*STATED GOAL*.
Below are records. Copy every line with "screenshot" in it.

Excerpt from a dataset:

☆ ☆ ☆ ☆ ☆ ☆ ☆

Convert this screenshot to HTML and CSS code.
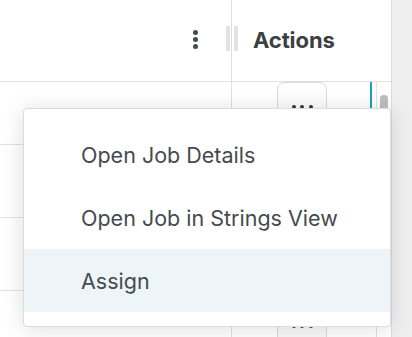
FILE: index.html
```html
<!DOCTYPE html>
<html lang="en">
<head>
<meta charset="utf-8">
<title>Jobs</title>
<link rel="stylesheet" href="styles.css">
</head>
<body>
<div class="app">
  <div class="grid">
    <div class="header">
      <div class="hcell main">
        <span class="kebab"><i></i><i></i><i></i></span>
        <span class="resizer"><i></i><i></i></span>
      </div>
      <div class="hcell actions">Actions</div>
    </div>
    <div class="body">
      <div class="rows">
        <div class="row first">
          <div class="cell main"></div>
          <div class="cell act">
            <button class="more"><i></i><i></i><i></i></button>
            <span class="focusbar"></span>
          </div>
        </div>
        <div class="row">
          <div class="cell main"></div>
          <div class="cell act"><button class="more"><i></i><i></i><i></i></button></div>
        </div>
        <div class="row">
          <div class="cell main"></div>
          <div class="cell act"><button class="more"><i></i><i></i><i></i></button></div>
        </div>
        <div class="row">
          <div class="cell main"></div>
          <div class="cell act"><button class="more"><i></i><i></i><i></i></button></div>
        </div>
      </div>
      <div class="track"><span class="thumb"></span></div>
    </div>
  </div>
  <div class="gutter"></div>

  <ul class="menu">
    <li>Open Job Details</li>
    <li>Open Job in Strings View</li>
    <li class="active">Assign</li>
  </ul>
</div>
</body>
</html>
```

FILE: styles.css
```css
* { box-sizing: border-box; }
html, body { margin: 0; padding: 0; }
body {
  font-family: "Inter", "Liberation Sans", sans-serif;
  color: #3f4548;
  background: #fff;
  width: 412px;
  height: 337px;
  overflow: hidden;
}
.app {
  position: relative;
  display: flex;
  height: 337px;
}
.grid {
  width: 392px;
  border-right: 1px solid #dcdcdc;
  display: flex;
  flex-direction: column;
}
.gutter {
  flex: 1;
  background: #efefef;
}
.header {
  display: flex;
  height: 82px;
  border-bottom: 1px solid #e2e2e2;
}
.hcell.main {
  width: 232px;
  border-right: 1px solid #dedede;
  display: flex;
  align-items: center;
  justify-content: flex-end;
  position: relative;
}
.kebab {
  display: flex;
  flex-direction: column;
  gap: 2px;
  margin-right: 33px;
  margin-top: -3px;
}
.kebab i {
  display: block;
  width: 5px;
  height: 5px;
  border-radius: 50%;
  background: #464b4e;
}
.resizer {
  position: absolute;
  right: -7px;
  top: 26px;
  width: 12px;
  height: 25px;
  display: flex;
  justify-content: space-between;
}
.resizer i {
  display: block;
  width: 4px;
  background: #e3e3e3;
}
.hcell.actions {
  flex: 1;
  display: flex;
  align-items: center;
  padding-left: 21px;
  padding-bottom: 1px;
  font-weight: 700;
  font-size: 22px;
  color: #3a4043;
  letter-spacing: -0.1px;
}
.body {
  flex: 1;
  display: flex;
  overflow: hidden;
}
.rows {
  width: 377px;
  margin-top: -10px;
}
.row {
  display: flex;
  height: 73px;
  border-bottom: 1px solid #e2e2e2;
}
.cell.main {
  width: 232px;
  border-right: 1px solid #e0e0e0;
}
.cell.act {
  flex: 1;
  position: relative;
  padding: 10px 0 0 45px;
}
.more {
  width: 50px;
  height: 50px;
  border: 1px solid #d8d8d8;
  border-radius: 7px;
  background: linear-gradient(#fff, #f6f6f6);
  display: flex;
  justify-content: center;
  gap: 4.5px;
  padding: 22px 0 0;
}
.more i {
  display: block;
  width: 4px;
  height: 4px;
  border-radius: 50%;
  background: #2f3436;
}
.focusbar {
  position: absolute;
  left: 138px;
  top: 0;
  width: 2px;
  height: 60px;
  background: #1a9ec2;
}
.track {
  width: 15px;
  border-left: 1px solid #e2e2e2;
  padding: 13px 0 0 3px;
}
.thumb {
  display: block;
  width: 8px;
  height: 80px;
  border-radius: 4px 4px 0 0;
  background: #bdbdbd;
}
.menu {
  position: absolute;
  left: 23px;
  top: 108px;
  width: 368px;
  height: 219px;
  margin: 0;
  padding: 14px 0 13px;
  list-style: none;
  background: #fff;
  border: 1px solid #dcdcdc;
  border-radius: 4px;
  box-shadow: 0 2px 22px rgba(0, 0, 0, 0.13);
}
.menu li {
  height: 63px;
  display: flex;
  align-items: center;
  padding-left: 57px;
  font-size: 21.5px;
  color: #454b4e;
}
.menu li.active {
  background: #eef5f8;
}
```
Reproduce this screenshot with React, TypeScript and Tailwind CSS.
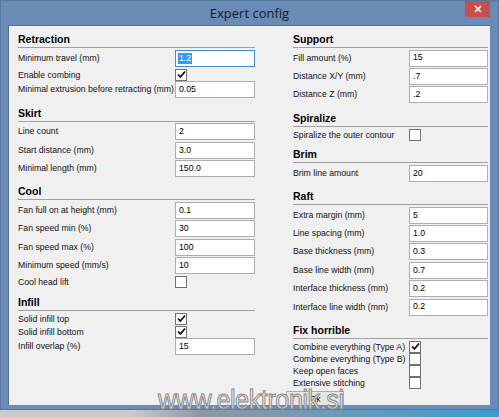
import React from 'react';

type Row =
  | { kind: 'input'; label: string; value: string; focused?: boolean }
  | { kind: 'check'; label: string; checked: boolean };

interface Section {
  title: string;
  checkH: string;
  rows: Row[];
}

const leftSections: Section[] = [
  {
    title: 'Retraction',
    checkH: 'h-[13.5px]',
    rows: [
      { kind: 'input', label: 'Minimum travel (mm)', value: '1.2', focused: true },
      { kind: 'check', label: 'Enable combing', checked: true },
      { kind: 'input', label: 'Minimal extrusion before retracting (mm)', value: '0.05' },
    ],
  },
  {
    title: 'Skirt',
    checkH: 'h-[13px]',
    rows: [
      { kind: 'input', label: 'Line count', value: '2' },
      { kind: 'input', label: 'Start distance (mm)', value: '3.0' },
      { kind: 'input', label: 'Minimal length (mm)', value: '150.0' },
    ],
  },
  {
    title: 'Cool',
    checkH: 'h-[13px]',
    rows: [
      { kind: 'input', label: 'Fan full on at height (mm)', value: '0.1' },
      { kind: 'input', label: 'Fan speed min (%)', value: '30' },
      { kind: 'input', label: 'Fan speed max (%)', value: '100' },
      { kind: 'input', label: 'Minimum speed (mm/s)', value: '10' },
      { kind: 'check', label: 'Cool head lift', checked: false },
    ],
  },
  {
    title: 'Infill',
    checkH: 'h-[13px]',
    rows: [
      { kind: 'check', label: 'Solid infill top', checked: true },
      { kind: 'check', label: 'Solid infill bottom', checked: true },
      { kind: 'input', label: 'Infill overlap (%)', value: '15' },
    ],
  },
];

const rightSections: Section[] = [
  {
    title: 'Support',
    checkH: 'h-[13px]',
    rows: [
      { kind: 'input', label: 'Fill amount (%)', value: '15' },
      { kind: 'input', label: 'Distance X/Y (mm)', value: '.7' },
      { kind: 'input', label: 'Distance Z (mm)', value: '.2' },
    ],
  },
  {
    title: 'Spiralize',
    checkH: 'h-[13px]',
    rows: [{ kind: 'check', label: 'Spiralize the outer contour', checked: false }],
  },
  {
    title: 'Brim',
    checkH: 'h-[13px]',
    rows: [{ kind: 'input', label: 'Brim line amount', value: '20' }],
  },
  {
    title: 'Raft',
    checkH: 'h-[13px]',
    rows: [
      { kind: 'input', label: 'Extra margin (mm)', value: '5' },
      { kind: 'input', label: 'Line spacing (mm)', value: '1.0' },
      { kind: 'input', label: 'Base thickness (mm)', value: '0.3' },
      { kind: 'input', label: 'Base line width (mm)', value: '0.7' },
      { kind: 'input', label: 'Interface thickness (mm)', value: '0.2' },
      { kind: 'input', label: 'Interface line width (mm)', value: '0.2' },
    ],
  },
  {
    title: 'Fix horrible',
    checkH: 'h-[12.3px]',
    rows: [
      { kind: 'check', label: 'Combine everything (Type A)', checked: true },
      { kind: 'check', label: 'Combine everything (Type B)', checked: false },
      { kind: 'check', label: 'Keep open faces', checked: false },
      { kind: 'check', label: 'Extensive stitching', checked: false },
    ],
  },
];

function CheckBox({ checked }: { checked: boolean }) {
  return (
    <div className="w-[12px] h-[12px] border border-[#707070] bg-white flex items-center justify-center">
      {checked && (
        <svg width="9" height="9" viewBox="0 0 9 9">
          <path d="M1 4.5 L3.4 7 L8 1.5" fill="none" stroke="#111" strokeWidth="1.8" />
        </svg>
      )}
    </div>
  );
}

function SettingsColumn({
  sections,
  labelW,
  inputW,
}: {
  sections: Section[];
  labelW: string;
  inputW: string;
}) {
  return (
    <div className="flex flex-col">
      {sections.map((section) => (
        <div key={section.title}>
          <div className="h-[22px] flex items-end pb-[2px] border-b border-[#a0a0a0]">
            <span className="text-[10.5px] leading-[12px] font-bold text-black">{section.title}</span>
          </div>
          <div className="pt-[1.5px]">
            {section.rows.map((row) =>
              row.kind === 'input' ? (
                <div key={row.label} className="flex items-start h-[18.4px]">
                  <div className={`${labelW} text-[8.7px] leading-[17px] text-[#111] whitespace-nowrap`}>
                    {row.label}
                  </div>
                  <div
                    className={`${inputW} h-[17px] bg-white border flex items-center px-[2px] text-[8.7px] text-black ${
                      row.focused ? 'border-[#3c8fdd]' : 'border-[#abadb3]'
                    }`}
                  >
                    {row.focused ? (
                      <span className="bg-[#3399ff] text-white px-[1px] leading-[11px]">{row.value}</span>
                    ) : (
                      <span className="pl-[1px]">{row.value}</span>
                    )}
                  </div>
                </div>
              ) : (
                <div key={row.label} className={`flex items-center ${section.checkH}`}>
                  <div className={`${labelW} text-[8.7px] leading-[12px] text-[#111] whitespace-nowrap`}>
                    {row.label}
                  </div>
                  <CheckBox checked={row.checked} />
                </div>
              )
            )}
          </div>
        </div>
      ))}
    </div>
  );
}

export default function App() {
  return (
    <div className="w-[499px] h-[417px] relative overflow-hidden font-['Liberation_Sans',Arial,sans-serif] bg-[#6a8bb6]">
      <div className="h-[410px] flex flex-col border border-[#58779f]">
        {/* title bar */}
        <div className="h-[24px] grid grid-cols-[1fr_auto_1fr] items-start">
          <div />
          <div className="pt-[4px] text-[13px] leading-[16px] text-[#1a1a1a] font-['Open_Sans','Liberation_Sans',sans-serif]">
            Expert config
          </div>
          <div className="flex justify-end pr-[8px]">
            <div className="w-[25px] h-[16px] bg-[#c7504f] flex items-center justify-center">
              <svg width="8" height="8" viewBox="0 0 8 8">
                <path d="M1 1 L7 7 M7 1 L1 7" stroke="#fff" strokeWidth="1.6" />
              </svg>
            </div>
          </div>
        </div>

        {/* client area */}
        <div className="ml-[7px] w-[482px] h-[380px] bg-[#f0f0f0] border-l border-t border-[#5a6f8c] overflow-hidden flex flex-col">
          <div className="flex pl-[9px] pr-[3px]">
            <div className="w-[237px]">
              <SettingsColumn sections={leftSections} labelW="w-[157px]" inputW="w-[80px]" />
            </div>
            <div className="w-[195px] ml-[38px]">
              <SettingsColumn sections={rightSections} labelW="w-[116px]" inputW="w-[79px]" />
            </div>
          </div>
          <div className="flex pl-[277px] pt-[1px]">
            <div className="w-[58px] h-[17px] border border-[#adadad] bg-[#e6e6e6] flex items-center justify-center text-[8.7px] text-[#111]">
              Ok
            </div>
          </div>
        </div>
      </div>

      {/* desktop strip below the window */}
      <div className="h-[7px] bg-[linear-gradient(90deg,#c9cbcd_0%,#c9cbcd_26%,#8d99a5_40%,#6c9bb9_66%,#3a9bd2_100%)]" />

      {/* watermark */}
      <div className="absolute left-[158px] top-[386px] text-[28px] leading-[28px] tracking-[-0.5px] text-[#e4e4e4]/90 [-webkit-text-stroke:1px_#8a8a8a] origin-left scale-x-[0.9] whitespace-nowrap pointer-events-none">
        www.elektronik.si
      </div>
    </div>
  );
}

☆ ☆ ☆ ☆ ☆ ☆ ☆

*RESULT BELOW*.
Convert this screenshot to HTML and CSS code.
Reproduce this screenshot with React, TypeScript and Tailwind CSS.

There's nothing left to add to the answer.